▸ WHAT IS REQUIRED:
Identify the lines that contain the string "index" and report only how many there are.

▸ DATA LINES:
══════

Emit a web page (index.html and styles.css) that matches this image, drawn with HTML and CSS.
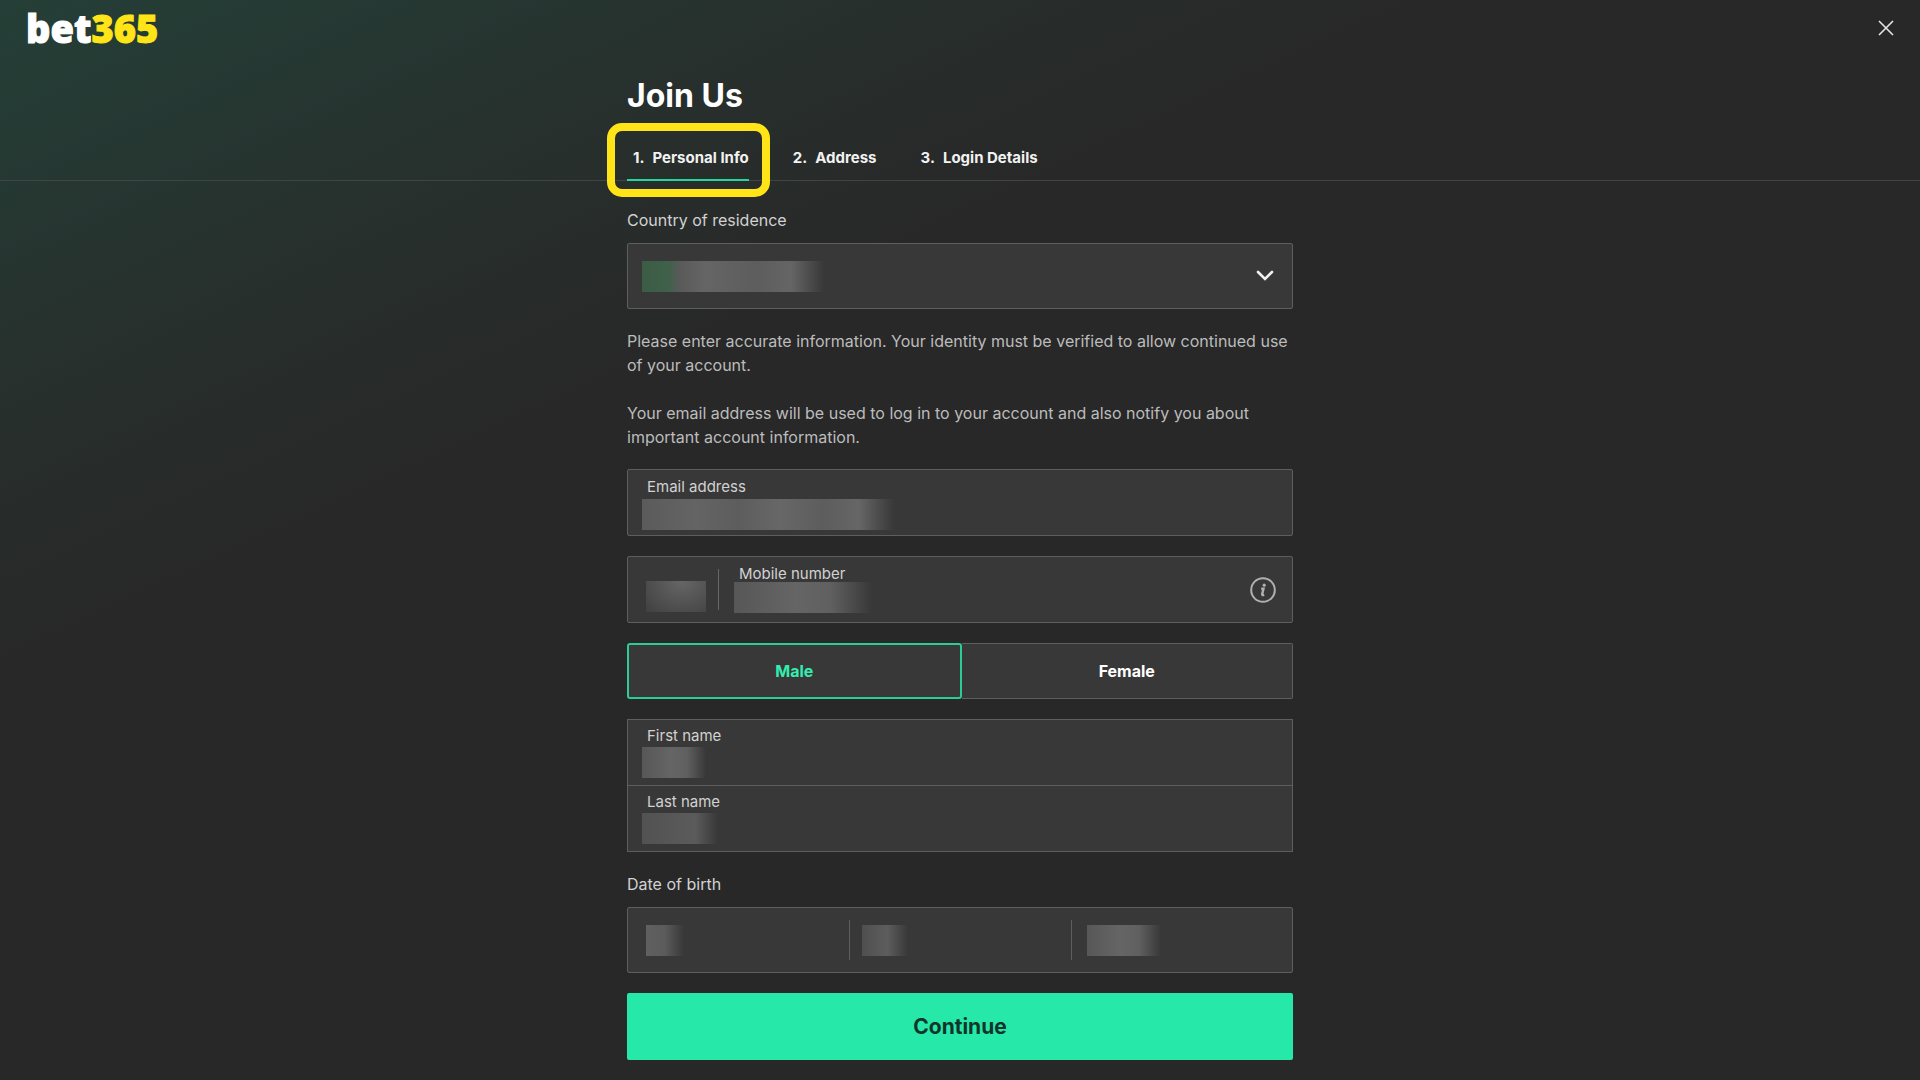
FILE: index.html
```html
<!DOCTYPE html>
<html lang="en">
<head>
	<meta charset="UTF-8">
	<meta name="viewport" content="width=device-width, initial-scale=1">
	<title>Join Us</title>
	<link rel="stylesheet" href="styles.css">
</head>
<body>
	<header class="header">
		<a class="logo" href="#">bet<span class="logo-num">365</span></a>
		<button class="close" type="button" aria-label="Close">
			<svg width="16" height="16" viewBox="0 0 16 16"><path d="M1 1l14 14M15 1L1 15" fill="none" stroke="#e4e4e4" stroke-width="1.6"/></svg>
		</button>
	</header>

	<div class="top">
		<div class="container">
			<h1 class="title">Join Us</h1>
			<nav class="steps">
				<a class="step active" href="#"><span>1.</span><span>Personal Info</span></a>
				<a class="step" href="#"><span>2.</span><span>Address</span></a>
				<a class="step" href="#"><span>3.</span><span>Login Details</span></a>
			</nav>
		</div>
	</div>

	<main class="container">
		<form action="#" method="get">
			<label class="label label-country" for="country">Country of residence</label>
			<div class="box country">
				<select class="value value-country" id="country" name="country">
					<option value=""></option>
				</select>
				<svg class="chevron" width="18" height="12" viewBox="0 0 18 12"><path d="M2 2l7 7 7-7" fill="none" stroke="#f0f0f0" stroke-width="2.6" stroke-linecap="round"/></svg>
			</div>

			<div class="intro">
				<p>Please enter accurate information. Your identity must be verified to allow continued use of your account.</p>
				<p>Your email address will be used to log in to your account and also notify you about important account information.</p>
			</div>

			<div class="box field">
				<label for="email">Email address</label>
				<input class="value value-email" type="email" id="email" name="email">
			</div>

			<div class="box phone">
				<input class="value value-code" type="text" id="code" name="code" aria-label="Country code">
				<div class="phone-number">
					<label for="mobile">Mobile number</label>
					<input class="value value-mobile" type="tel" id="mobile" name="mobile">
				</div>
				<button class="info" type="button" aria-label="More information">
					<svg width="26" height="26" viewBox="0 0 26 26" fill="none" stroke="#b0b0b0">
						<circle cx="13" cy="13" r="11.8" stroke-width="2"/>
						<path d="M11.2 11.8h2.3l-1.3 5.2c-.2 1.1.6 1.4 2 .9" stroke-width="2.4"/>
						<circle cx="14.2" cy="8.2" r="1.6" fill="#b0b0b0" stroke="none"/>
					</svg>
				</button>
			</div>

			<div class="gender">
				<button class="gender-btn selected" type="button">Male</button>
				<button class="gender-btn" type="button">Female</button>
			</div>

			<div class="names">
				<div class="box field">
					<label for="first">First name</label>
					<input class="value value-first" type="text" id="first" name="first">
				</div>
				<div class="box field">
					<label for="last">Last name</label>
					<input class="value value-last" type="text" id="last" name="last">
				</div>
			</div>

			<label class="label" for="day">Date of birth</label>
			<div class="box dob">
				<div class="dob-part"><input class="value value-day" type="text" id="day" name="day"></div>
				<div class="dob-part"><input class="value value-month" type="text" name="month" aria-label="Month"></div>
				<div class="dob-part"><input class="value value-year" type="text" name="year" aria-label="Year"></div>
			</div>

			<button class="continue" type="submit">Continue</button>
		</form>
	</main>
</body>
</html>
```

FILE: styles.css
```css
* {
	box-sizing: border-box;
}
body {
	margin: 0;
	min-height: 100vh;
	padding-bottom: 16px;
	font-family: Inter, "Liberation Sans", sans-serif;
	font-size: 16px;
	line-height: 24px;
	color: #d2d2d2;
	background: #282828 linear-gradient(155deg, #243f37 0, #27312e 330px, #282828 600px) no-repeat;
}
button, input, select {
	font: inherit;
	color: inherit;
}
button {
	cursor: pointer;
}
p, h1 {
	margin: 0;
}

/* header */
.header {
	display: flex;
	justify-content: space-between;
	align-items: center;
	height: 56px;
	padding: 0 24px 0 26px;
}
.logo {
	font-family: "Noto Sans", "Open Sans", sans-serif;
	font-size: 38px;
	font-weight: 900;
	line-height: 56px;
	color: #fff;
	text-decoration: none;
	-webkit-text-stroke: 1px currentColor;
}
.logo-num {
	color: #ffe418;
}
.close {
	display: flex;
	padding: 2px;
	border: 0;
	background: none;
}

.container {
	max-width: 666px;
	margin: 0 auto;
}

/* title and steps */
.top {
	border-bottom: 1px solid #424443;
}
.title {
	padding-top: 20px;
	font-size: 32px;
	font-weight: 700;
	line-height: 40px;
	color: #fff;
}
.steps {
	display: flex;
	gap: 38px;
	padding-top: 22px;
}
.step {
	display: flex;
	gap: 8px;
	height: 42px;
	padding: 8px 0 0 6px;
	font-size: 15px;
	font-weight: 700;
	color: #f2f2f2;
	text-decoration: none;
}
.step.active {
	position: relative;
	height: 43px;
	margin-bottom: -1px;
	border-bottom: 2px solid #24d69b;
}
.step.active::after {
	content: "";
	position: absolute;
	inset: -15px -21px -18px -20px;
	border: 8px solid #ffe418;
	border-radius: 15px;
}

/* form */
.label {
	display: block;
	margin: 20px 0 11px;
}
.label-country {
	margin-top: 27px;
}
.box {
	height: 67px;
	border: 1px solid #5e5e5e;
	border-radius: 2px;
	background: #383838;
}
.intro {
	display: grid;
	gap: 24px;
	margin: 20px 0;
	color: #bcbcbc;
}
.field {
	padding: 5px 14px 0;
}
.field label {
	display: block;
	padding-left: 5px;
	font-size: 15px;
}
.value {
	display: block;
	width: 100%;
	height: 31px;
	padding: 0 8px;
	border: 0;
	outline: 0;
	appearance: none;
	background: linear-gradient(to right, #575757, #656565 45%, #606060 70%, transparent) no-repeat;
}
.country {
	display: flex;
	align-items: center;
	height: 66px;
	padding: 0 18px 0 14px;
}
.value-country {
	background-image: linear-gradient(to right, #3c5d45, #3f6049 14%, #5a5a5a 21%, #656565 35%, #5d5d5d 63%, #656565 82%, transparent);
	background-size: 182px 100%;
}
.chevron {
	flex: none;
}
.value-email {
	background-image: linear-gradient(to right, #5b5b5b, #646464 22%, #5d5d5d 38%, #676767 55%, #5d5d5d 72%, #666 86%, transparent);
	background-size: 252px 100%;
}
.value-first {
	background-size: 64px 100%;
}
.value-last {
	background-image: linear-gradient(to right, #525252, #5b5b5b 70%, transparent);
	background-size: 76px 100%;
}

.phone {
	display: flex;
	align-items: center;
	margin: 20px 0;
	padding: 0 16px 0 18px;
}
.value-code {
	width: 60px;
	margin-top: 14px;
	background: radial-gradient(ellipse at 60% 0, #666, #404040);
}
.phone-number {
	flex: 1;
	align-self: stretch;
	position: relative;
	margin-left: 12px;
	padding: 5px 0 0 16px;
}
.phone-number label {
	display: block;
	height: 20px;
	padding-left: 5px;
	font-size: 15px;
}
.phone-number::before {
	content: "";
	position: absolute;
	left: 0;
	top: 12px;
	bottom: 12px;
	border-left: 1px solid #666;
}
.value-mobile {
	background-size: 138px 100%;
}
.info {
	display: flex;
	padding: 0;
	border: 0;
	background: none;
}

.gender {
	display: flex;
	margin-bottom: 20px;
}
.gender-btn {
	flex: 1;
	height: 56px;
	border: 1px solid #5e5e5e;
	border-left: 0;
	border-radius: 0 2px 2px 0;
	background: #383838;
	font-weight: 700;
	color: #fff;
}
.gender-btn.selected {
	border: 2px solid #2bcc98;
	border-radius: 3px;
	color: #35edb0;
}

.names .box + .box {
	margin-top: -1px;
}
.names .field {
	border-radius: 0;
}
.names label {
	line-height: 22px;
}

.dob {
	display: grid;
	grid-template-columns: repeat(3, 1fr);
	height: 66px;
	padding: 12px 0;
}
.dob-part {
	padding: 5px 14px 0 12px;
}
.dob-part:first-child {
	padding-left: 18px;
}
.dob-part:last-child {
	padding-left: 15px;
}
.dob-part + .dob-part {
	border-left: 1px solid #5e5e5e;
}
.value-day {
	background-image: linear-gradient(to right, #606060, #5b5b5b 50%, transparent);
	background-size: 38px 100%;
}
.value-month {
	background-image: linear-gradient(to right, #4f4f4f, #5d5d5d 55%, transparent);
	background-size: 46px 100%;
}
.value-year {
	background-size: 74px 100%;
}

.continue {
	display: block;
	width: 100%;
	height: 67px;
	margin-top: 20px;
	border: 0;
	border-radius: 2px;
	background: #26e8a9;
	font-size: 21px;
	font-weight: 700;
	color: #10352a;
}
```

══════

▸ THE COMPLETED TASK:
2